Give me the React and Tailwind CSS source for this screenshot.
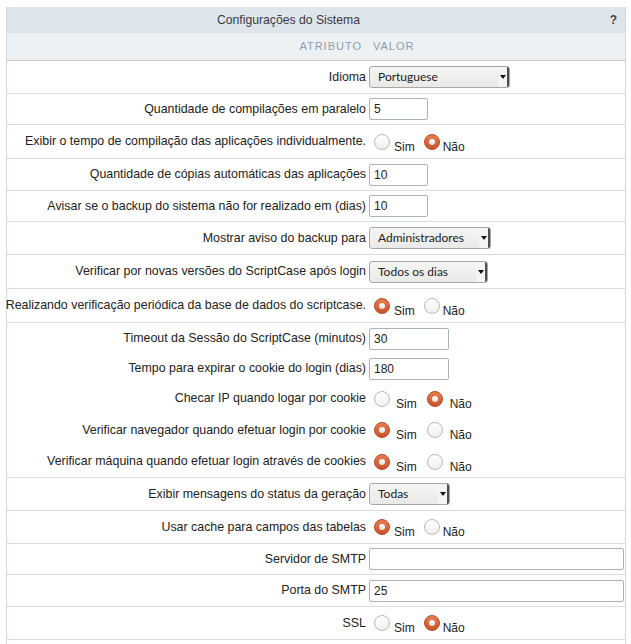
import React from "react";

const F = { fontFamily: '"Liberation Sans", Arial, sans-serif' };
const SF = { fontFamily: 'Lato, "Open Sans", sans-serif' };

function Row({ h, label, children, border = true }) {
  return (
    <div
      className={`flex ${h} ${border ? "border-b border-[#d5dce3]" : ""}`}
    >
      <div className="w-[361px] shrink-0 flex items-center justify-end pr-[2px] whitespace-nowrap text-[12.4px] text-[#222]">
        {label}
      </div>
      <div className="flex-1 flex items-center pl-[1px] pr-[2px]">{children}</div>
    </div>
  );
}

function Input({ w, value }) {
  return (
    <div
      className={`${w} h-[22px] border border-[#a9b3bd] rounded-[2px] bg-white flex items-center pl-[4px] text-[12px] text-[#222]`}
    >
      {value}
    </div>
  );
}

function Select({ w, value }) {
  return (
    <div
      className={`${w} h-[22px] border border-[#a6a6a6] rounded-[3px] bg-gradient-to-b from-[#f5f5f4] to-[#e9e9e8] flex items-center justify-between`}
    >
      <span className="pl-[8px] text-[12px] text-[#222]" style={SF}>
        {value}
      </span>
      <span className="h-full w-[11px] flex items-center justify-center border-r-2 border-[#4d4d4d] rounded-r-[2px] bg-[#f4f4f4]">
        <svg width="6" height="4" viewBox="0 0 6 4">
          <path d="M0 0 L6 0 L3 4 Z" fill="#111" />
        </svg>
      </span>
    </div>
  );
}

function Radio({ checked }) {
  if (checked) {
    return (
      <span className="w-[16px] h-[16px] rounded-full border border-[#b04a22] bg-gradient-to-b from-[#ea7d50] to-[#c9522a] flex items-center justify-center shrink-0">
        <span className="w-[6px] h-[6px] rounded-full bg-gradient-to-b from-[#ffffff] to-[#e8e0dc]" />
      </span>
    );
  }
  return (
    <span className="w-[16px] h-[16px] rounded-full border border-[#b7b7b7] bg-gradient-to-b from-[#ffffff] to-[#f0f0f0] shrink-0" />
  );
}

function Radios({ sim, wide = false }) {
  return (
    <div className="flex items-center pl-[5px] text-[12px] text-[#222]">
      <span className="flex items-center">
        <Radio checked={sim} />
        <span className={`translate-y-[5px] ${wide ? "ml-[6px]" : "ml-[4px]"}`}>Sim</span>
      </span>
      <span className={`flex items-center ${wide ? "ml-[10px]" : "ml-[9px]"}`}>
        <Radio checked={!sim} />
        <span className={`translate-y-[5px] ${wide ? "ml-[7px]" : "ml-[3px]"}`}>Não</span>
      </span>
    </div>
  );
}

export default function App() {
  return (
    <div className="bg-white w-[631px] h-[644px] overflow-hidden pt-[7px] pl-[6px]" style={F}>
      <div className="w-[620px] border-l border-r border-[#d0d7de]">
        <div className="flex h-[26px] bg-[#dfe5ec] items-center">
          <div className="flex-1 text-center text-[12.2px] text-[#3a3a3a] pl-[3px]">
            Configurações do Sistema
          </div>
          <div className="w-[58px] text-right pr-[8px] text-[12px] font-bold text-[#444]">?</div>
        </div>
        <div className="flex h-[28px] bg-[#eef1f4] items-center border-b border-[#c9ced3] text-[11px] tracking-[1px] text-[#8a9fb0]">
          <div className="w-[361px] text-right pr-[6px]">ATRIBUTO</div>
          <div className="pl-[5px]">VALOR</div>
        </div>

        <Row h="h-[33px]" label="Idioma">
          <Select w="w-[141px]" value="Portuguese" />
        </Row>
        <Row h="h-[31px]" label="Quantidade de compilações em paralelo">
          <Input w="w-[59px]" value="5" />
        </Row>
        <Row h="h-[34px]" label="Exibir o tempo de compilação das aplicações individualmente.">
          <Radios sim={false} />
        </Row>
        <Row h="h-[32px]" label="Quantidade de cópias automáticas das aplicações">
          <Input w="w-[59px]" value="10" />
        </Row>
        <Row h="h-[31px]" label="Avisar se o backup do sistema não for realizado em (dias)">
          <Input w="w-[59px]" value="10" />
        </Row>
        <Row h="h-[33px]" label="Mostrar aviso do backup para">
          <Select w="w-[122px]" value="Administradores" />
        </Row>
        <Row h="h-[34px]" label="Verificar por novas versões do ScriptCase após login">
          <Select w="w-[119px]" value="Todos os dias" />
        </Row>
        <Row h="h-[34px]" label="Realizando verificação periódica da base de dados do scriptcase.">
          <Radios sim={true} />
        </Row>

        <div className="border-b border-[#d5dce3]">
          <Row h="h-[31px]" border={false} label="Timeout da Sessão do ScriptCase (minutos)">
            <Input w="w-[80px]" value="30" />
          </Row>
          <Row h="h-[29px]" border={false} label="Tempo para expirar o cookie do login (dias)">
            <Input w="w-[80px]" value="180" />
          </Row>
          <Row h="h-[31px]" border={false} label="Checar IP quando logar por cookie">
            <Radios sim={false} wide />
          </Row>
          <Row h="h-[32px]" border={false} label="Verificar navegador quando efetuar login por cookie">
            <Radios sim={true} wide />
          </Row>
          <Row h="h-[31px]" border={false} label="Verificar máquina quando efetuar login através de cookies">
            <Radios sim={true} wide />
          </Row>
        </div>

        <Row h="h-[33px]" label="Exibir mensagens do status da geração">
          <Select w="w-[81px]" value="Todas" />
        </Row>
        <Row h="h-[33px]" label="Usar cache para campos das tabelas">
          <Radios sim={true} />
        </Row>
        <Row h="h-[31px]" label="Servidor de SMTP">
          <Input w="w-[255px]" value="" />
        </Row>
        <Row h="h-[32px]" label="Porta do SMTP">
          <Input w="w-[255px]" value="25" />
        </Row>
        <Row h="h-[33px]" label="SSL">
          <Radios sim={false} />
        </Row>
        <div className="h-[20px]" />
      </div>
    </div>
  );
}
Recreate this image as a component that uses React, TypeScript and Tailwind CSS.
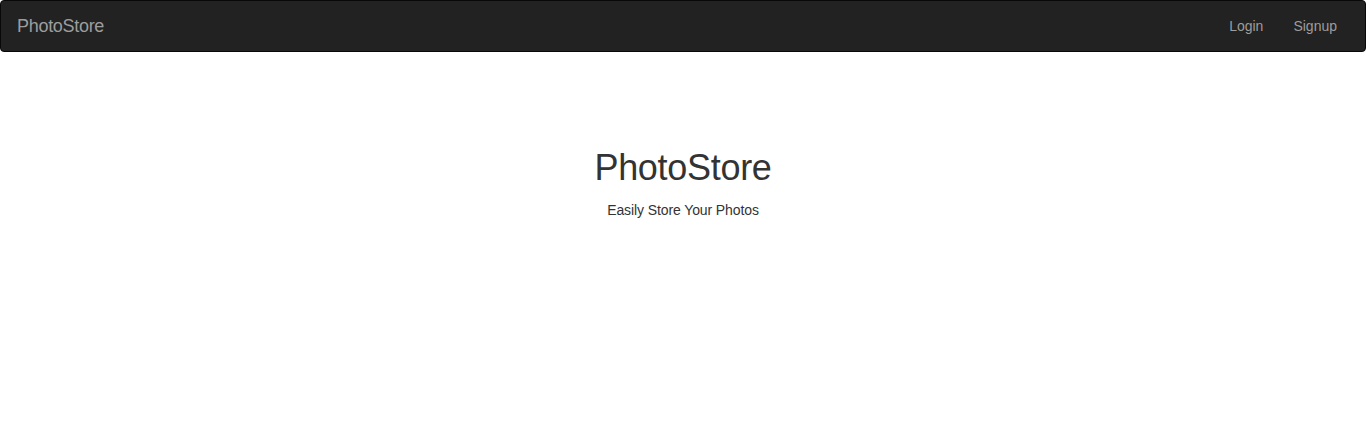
export default function App() {
  return (
    <div className="min-h-screen bg-white font-['Liberation_Sans',Arial,sans-serif] text-[14px] leading-[20px] text-[#333]">
      {/* Navbar */}
      <nav className="mb-5 flex h-[52px] items-stretch justify-between rounded border border-[#080808] bg-[#222] pl-[15px] pr-[13px]">
        <a className="-ml-[15px] flex items-center px-[16px] pb-px text-[18px] leading-[20px] tracking-[-0.3px] text-[#9d9d9d]">PhotoStore</a>
        <ul className="flex">
          <li>
            <a className="flex h-full items-center px-[15px] text-[#9d9d9d]">Login</a>
          </li>
          <li>
            <a className="flex h-full items-center px-[15px] text-[#9d9d9d]">Signup</a>
          </li>
        </ul>
      </nav>

      {/* Hero */}
      <div className="px-[15px] pt-14 text-center">
        <h1 className="mt-5 mb-3 text-[36px] leading-[39.6px] font-normal tracking-[-0.3px]">PhotoStore</h1>
        <p className="tracking-[-0.1px]">Easily Store Your Photos</p>
      </div>
    </div>
  )
}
------------------------------------------------------------
_GOAL_:
Output nothing but the lines from the line with "Recreate this image" through the last line of the material above, please, word for word and without the pictures.

_WRITTEN REPLY_:
Recreate this image as a component that uses React, TypeScript and Tailwind CSS.
export default function App() {
  return (
    <div className="min-h-screen bg-white font-['Liberation_Sans',Arial,sans-serif] text-[14px] leading-[20px] text-[#333]">
      {/* Navbar */}
      <nav className="mb-5 flex h-[52px] items-stretch justify-between rounded border border-[#080808] bg-[#222] pl-[15px] pr-[13px]">
        <a className="-ml-[15px] flex items-center px-[16px] pb-px text-[18px] leading-[20px] tracking-[-0.3px] text-[#9d9d9d]">PhotoStore</a>
        <ul className="flex">
          <li>
            <a className="flex h-full items-center px-[15px] text-[#9d9d9d]">Login</a>
          </li>
          <li>
            <a className="flex h-full items-center px-[15px] text-[#9d9d9d]">Signup</a>
          </li>
        </ul>
      </nav>

      {/* Hero */}
      <div className="px-[15px] pt-14 text-center">
        <h1 className="mt-5 mb-3 text-[36px] leading-[39.6px] font-normal tracking-[-0.3px]">PhotoStore</h1>
        <p className="tracking-[-0.1px]">Easily Store Your Photos</p>
      </div>
    </div>
  )
}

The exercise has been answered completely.